Mr Natsambwa said as government, they have sensitised the people to relocate from such areas but in vain.

He added that whereas government is resettling people, it has resource constraints.

“We have also earmarked the hotspots but some people are still defiant to leave their homes,” he said.

The Permanent Secretary at the Ministry of Water and Environment, Mr Alfred Okot Okidi, recently said Bugisu is vulnerable to landslides due to environmental degradation.

“This is one of the fragile regions. Whenever it rains, we register numerous catastrophes,” Mr Okidi said.

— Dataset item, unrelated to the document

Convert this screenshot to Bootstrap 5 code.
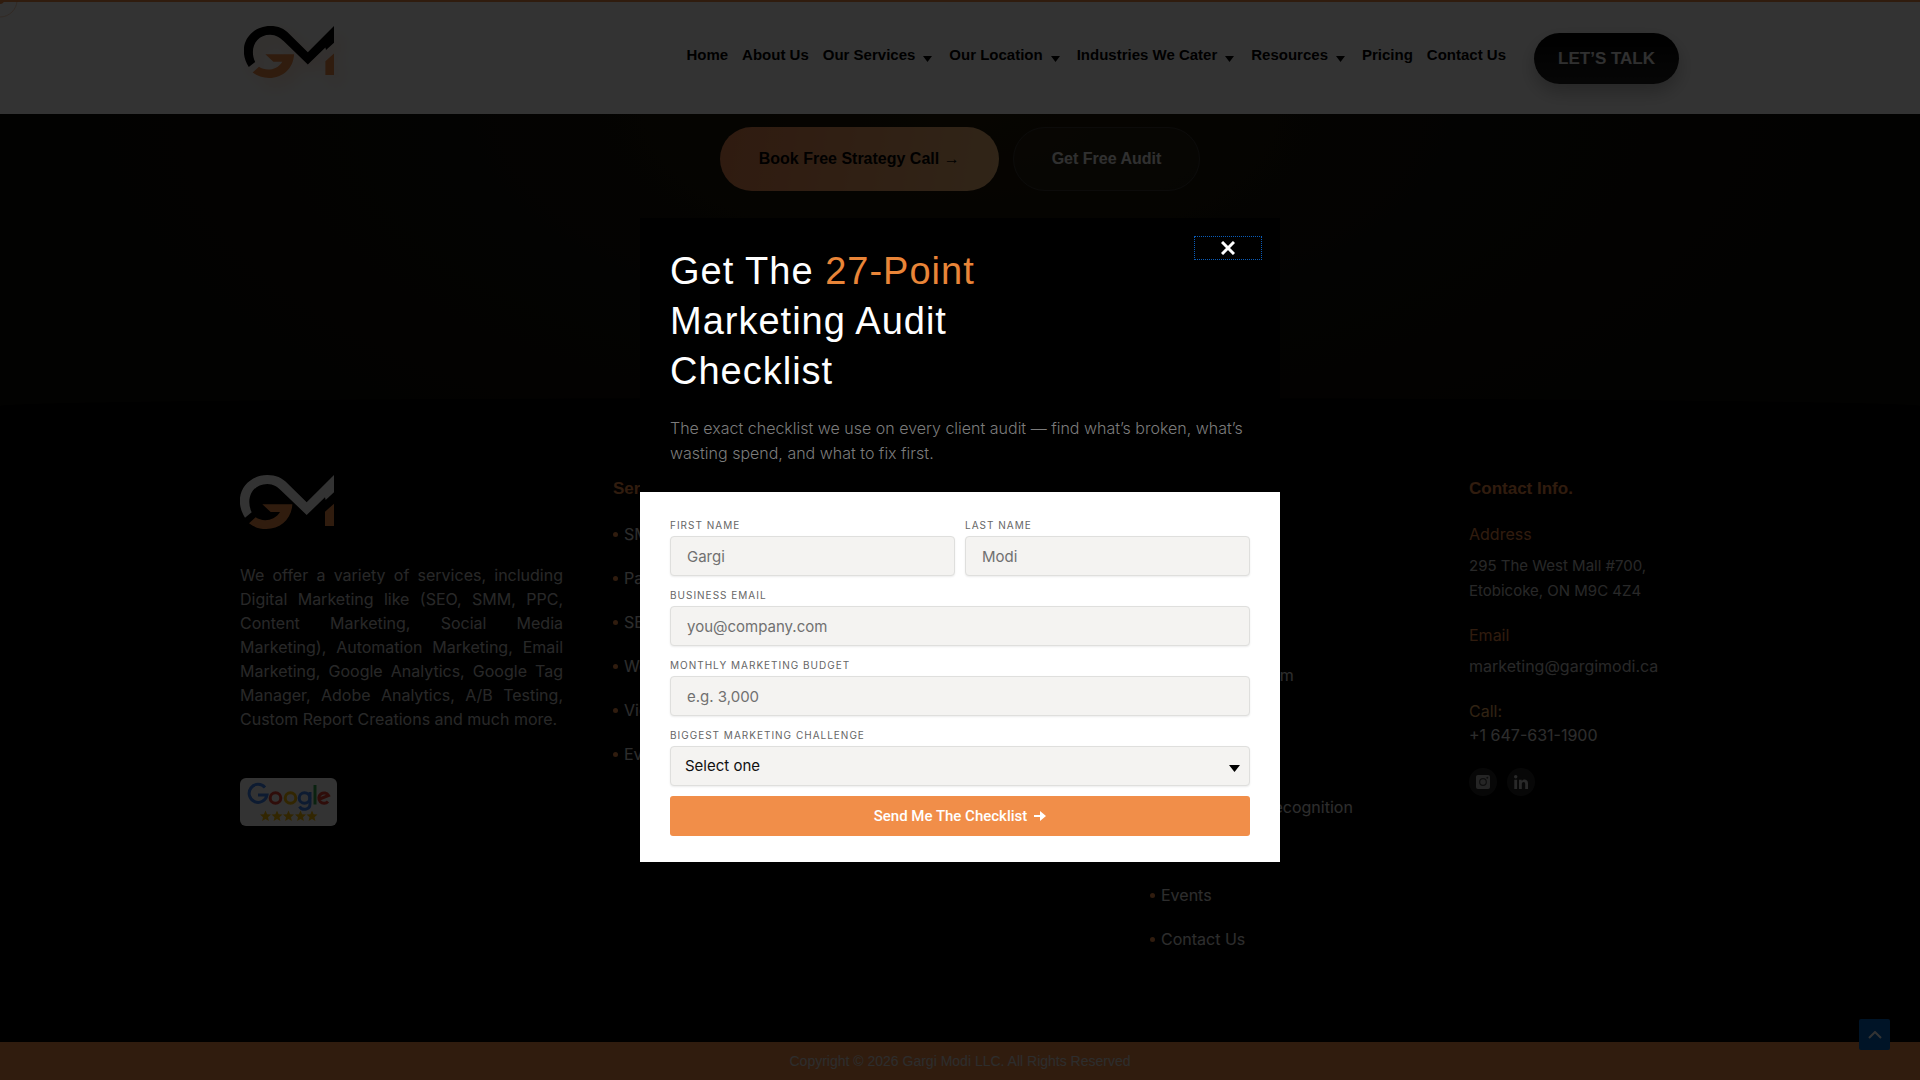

He said as part of the mitigation factors, people should embrace tree planting to restore the forest cover, which has been reduced to 12. 4 per cent.

Landslides cases

Daily Monitor investigations in 2019 established that at least 1,000 people have reportedly been killed by landslides in Bugisu Sub-region in the past 10 years, an average of 100 people killed every month. Out of the 1,000 deaths, 70 per cent were registered in Bududa. 

In 2010 for instance, more than 100 people were confirmed dead in Nametsi landslide in Bududa and 350 are still feared dead. They have not been accounted for to date. In June 2012, another landslide hit Namaga and Bunakasala villages in Bumwalukani Sub-county in Bududa, leaving about 450 people reportedly dead and property destroyed.

In October 2018, 42 people were reportedly killed and more than 500 others displaced in Suume Village in Bukalasi Sub-county, Bududa District.

In August 2017, a landslide occured in Bufupa Parish, Masaba Sub-county in Sironko District, killing seven people and displacing hundreds of others.